The Puerto Rico Objects video was reviewed by the All-domain Anomaly Resolution Office (AARO) as part of its comprehensive audit of historical UAP cases. The case was presented during congressional briefings in 2023 as an example of a legacy UAP incident exhibiting multi-domain object behavior — specifically, the apparent transition of an aerial object into an aquatic environment, which falls directly within AARO's transmedium research mandate.
Prior to AARO's involvement, the video received significant independent scientific scrutiny from the Scientific Coalition for UAP Studies. Their 161-page technical report applied photogrammetry, frame-by-frame speed analysis, and thermal signature assessment to the footage. SCU analysts concluded that the object exhibited behavior inconsistent with any known conventional aircraft, balloon, or natural phenomenon, specifically highlighting the apparent water entry and re-emergence as particularly anomalous.
U.S. Customs and Border Protection, as the originating agency that captured the footage, conducted an internal review. CBP has not publicly disclosed the findings of that review. The agency declined to formally classify or identify the object, and the original flight crew reports and full instrument data from the DHC-8 have not been released to the public.
AARO's formal assessment of the Puerto Rico case has been cautious. Officials acknowledged the unusual characteristics visible in the footage but noted that without access to the complete sensor package data, radar records, and meteorological information from that evening, a definitive identification could not be made.
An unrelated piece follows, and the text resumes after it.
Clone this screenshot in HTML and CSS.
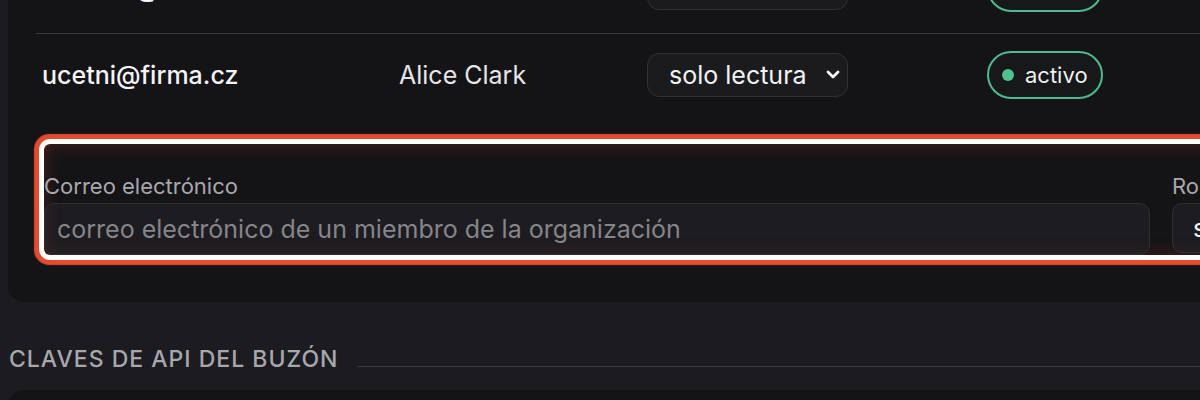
FILE: index.html
```html
<!DOCTYPE html>
<html lang="es">
<head>
<meta charset="utf-8">
<title>Miembros</title>
<link rel="stylesheet" href="styles.css">
</head>
<body>
<div class="page">
  <section class="card members">
    <div class="rows">
      <div class="row first">
        <div class="cell email">director@firma.cz</div>
        <div class="cell name">Bob Martin</div>
        <div class="cell">
          <div class="select">
            <span>administrador</span>
            <svg class="chev" viewBox="0 0 14 10" width="14" height="10"><path d="M2 2 L7 7 L12 2" fill="none" stroke="currentColor" stroke-width="2.8" stroke-linecap="round" stroke-linejoin="round"/></svg>
          </div>
        </div>
        <div class="cell">
          <span class="badge"><span class="dot"></span>activo</span>
        </div>
      </div>
      <div class="row last">
        <div class="cell email">ucetni@firma.cz</div>
        <div class="cell name">Alice Clark</div>
        <div class="cell">
          <div class="select">
            <span>solo lectura</span>
            <svg class="chev" viewBox="0 0 14 10" width="14" height="10"><path d="M2 2 L7 7 L12 2" fill="none" stroke="currentColor" stroke-width="2.8" stroke-linecap="round" stroke-linejoin="round"/></svg>
          </div>
        </div>
        <div class="cell">
          <span class="badge"><span class="dot"></span>activo</span>
        </div>
      </div>
    </div>

    <form class="invite">
      <label class="field">
        <span class="label">Correo electrónico</span>
        <span class="input placeholder">correo electrónico de un miembro de la organización</span>
      </label>
      <label class="field role">
        <span class="label">Rol</span>
        <span class="input value">solo lectura</span>
      </label>
    </form>
  </section>

  <h2 class="section-title"><span>Claves de API del buzón</span><span class="rule"></span></h2>

  <section class="card next"></section>
</div>
</body>
</html>
```

FILE: styles.css
```css
html, body {
  margin: 0;
  padding: 0;
  overflow: hidden;
}

body {
  background: #1c1c20;
  font-family: "Inter", "Liberation Sans", sans-serif;
  color: #ececee;
  width: 1200px;
  height: 400px;
}

.page {
  padding-left: 8px;
  width: 1600px;
}

.card {
  background: #141316;
  border-radius: 16px;
}

.members {
  margin-top: -53px;
  padding: 0 28px 47px 28px;
}

.row {
  display: grid;
  grid-template-columns: 357px 248px 340px 1fr;
  align-items: center;
  padding: 17px 0;
  border-bottom: 1px solid #37373c;
  min-height: 48px;
}

.row.first {
  padding-bottom: 21px;
}

.row.last {
  border-bottom: none;
}

.cell {
  padding-left: 6px;
  font-size: 25px;
  line-height: 30px;
}

.email {
  font-weight: 500;
  color: #f4f4f6;
}

.name {
  color: #e6e6e9;
}

.select {
  display: flex;
  align-items: center;
  justify-content: space-between;
  box-sizing: border-box;
  width: 201px;
  height: 44px;
  padding: 0 7px 0 21px;
  border: 1px solid #323236;
  border-radius: 12px;
  background: #1b1b1e;
  color: #f2f2f4;
  font-size: 25px;
}

.chev {
  color: #f4f4f6;
}

.badge {
  display: inline-flex;
  align-items: center;
  box-sizing: border-box;
  height: 48px;
  padding: 0 13px 0 13px;
  border: 2px solid #4dbb8c;
  border-radius: 24px;
  background: #17181a;
  font-size: 22px;
  color: #f0f0f2;
  gap: 11px;
}

.dot {
  width: 12px;
  height: 12px;
  border-radius: 50%;
  background: #4fc08e;
}

.invite {
  display: grid;
  grid-template-columns: 1106px 260px;
  column-gap: 22px;
  margin: 28px 0 0 8px;
  padding-top: 29px;
  border-radius: 6px;
  box-shadow:
    inset 0 0 18px rgba(210, 70, 45, 0.3),
    0 0 0 5px #ffffff,
    0 0 1px 10px #e24b2e;
}

.field {
  display: flex;
  flex-direction: column;
}

.label {
  font-size: 22px;
  line-height: 26px;
  color: #a8a8ad;
  margin-bottom: 4px;
}

.input {
  display: flex;
  align-items: center;
  box-sizing: border-box;
  height: 52px;
  padding: 0 12px;
  border: 1px solid #2f2e33;
  border-radius: 10px;
  background: rgba(40, 40, 46, 0.45);
  font-size: 25px;
}

.placeholder {
  color: #85858a;
}

.role .input {
  height: 50px;
  padding-left: 20px;
}

.value {
  color: #f2f2f4;
}

.section-title {
  display: flex;
  align-items: flex-end;
  gap: 20px;
  margin: 43px 0 17px 1px;
  font-size: 23px;
  line-height: 28px;
  font-weight: 500;
  letter-spacing: 1px;
  text-transform: uppercase;
  color: #a7a7ae;
}

.section-title .rule {
  flex: 1;
  height: 0;
  border-top: 1px solid #3a3a3f;
  margin-bottom: 6px;
}

.next {
  height: 80px;
}
```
The object's apparent splitting was noted as a potential optical artifact of the thermal imaging system, though this explanation has not been conclusively demonstrated by any publicly released analysis.
The case is notable for the involvement of non-governmental scientific investigators who performed rigorous technical analysis in the absence of official disclosure. Their methodology — including speed triangulation using runway markings as known reference points — established a framework for independent UAP analysis that has influenced subsequent research efforts in the field.
The official conclusion from AARO and the U.S. government is that the Puerto Rico Objects incident remains unidentified. No conventional explanation has been publicly offered that adequately accounts for the combination of observed behaviors — transmedium movement, object splitting, and apparent submersion and re-emergence — visible in the authenticated thermal footage.
Independent researchers, particularly the SCU analysts, have been more definitive in their conclusions, stating that the object's measured performance characteristics place it outside the envelope of any known aerial or aquatic vehicle. The SCU report remains one of the most technically detailed open-source analyses of any UAP case in the modern era and has not been formally rebutted by any government scientific body.
The Puerto Rico case has contributed meaningfully to the emerging concept of "transmedium" UAP — objects apparently capable of operating across both air and water environments. This concept has gained official traction: congressional UAP legislation and AARO's mandate explicitly incorporate transmedium capabilities as a designated research focus, making this case directly relevant to the program's core investigative agenda.
The case remains in AARO's active archive and has not been resolved or closed. Its continued unresolved status, combined with the quality of the sensor data, makes it one of the most consequential unsolved UAP cases in the modern era and a frequent reference point in discussions of what phenomena AARO's investigation program is actually meant to address.
- Q.01Was the apparent splitting of the object a real physical event or a FLIR sensor artifact? Thermal imaging systems can produce optical artifacts including halation, ghosting, and bloom effects. Whether the visible split represents two distinct objects or an imaging artifact of the sensor system has not been definitively resolved by any publicly released technical analysis.
- Q.02Did radar systems at Rafael Hernández Airport or the CBP aircraft detect the object? The airport maintains radar surveillance, and the DHC-8 aircraft carries its own systems. Whether either registered a contact corresponding to the object in the thermal video — and what that contact's characteristics were — has not been disclosed publicly.
- Q.03What were the precise speed and altitude of the object throughout the encounter? Independent speed estimates range widely depending on assumed altitude. Without confirmed altitude data from the sensor platform logs, speed calculations carry large uncertainty margins that affect all performance assessments and complicate any comparison to known vehicles.
- Q.04Is there subsurface sonar or maritime data corroborating the water entry? If the object entered the ocean as the video suggests, naval or coast guard sonar or maritime patrol data from that area and time might provide independent evidence of a submerged contact. Whether such data exists or was reviewed by CBP investigators is unknown.
- Q.05Were the CBP flight crew formally interviewed and their real-time observations documented? The crew of the DHC-8 had live visibility of the sensor feed and may have observed the object directly. Formal witness statements would provide important context that sensor data alone cannot supply.
- Q.06What does the Puerto Rico case mean for the emerging transmedium UAP hypothesis? This case is the most-cited evidence for craft capable of operating seamlessly across both aerial and aquatic environments — a category that existing military doctrine and aerospace science have no established framework to explain. If the transmedium behavior is validated by further investigation, it would represent a fundamental technological discontinuity from any known human or natural system, making this one of the most consequential UAP cases for the broader scientific and national security debate.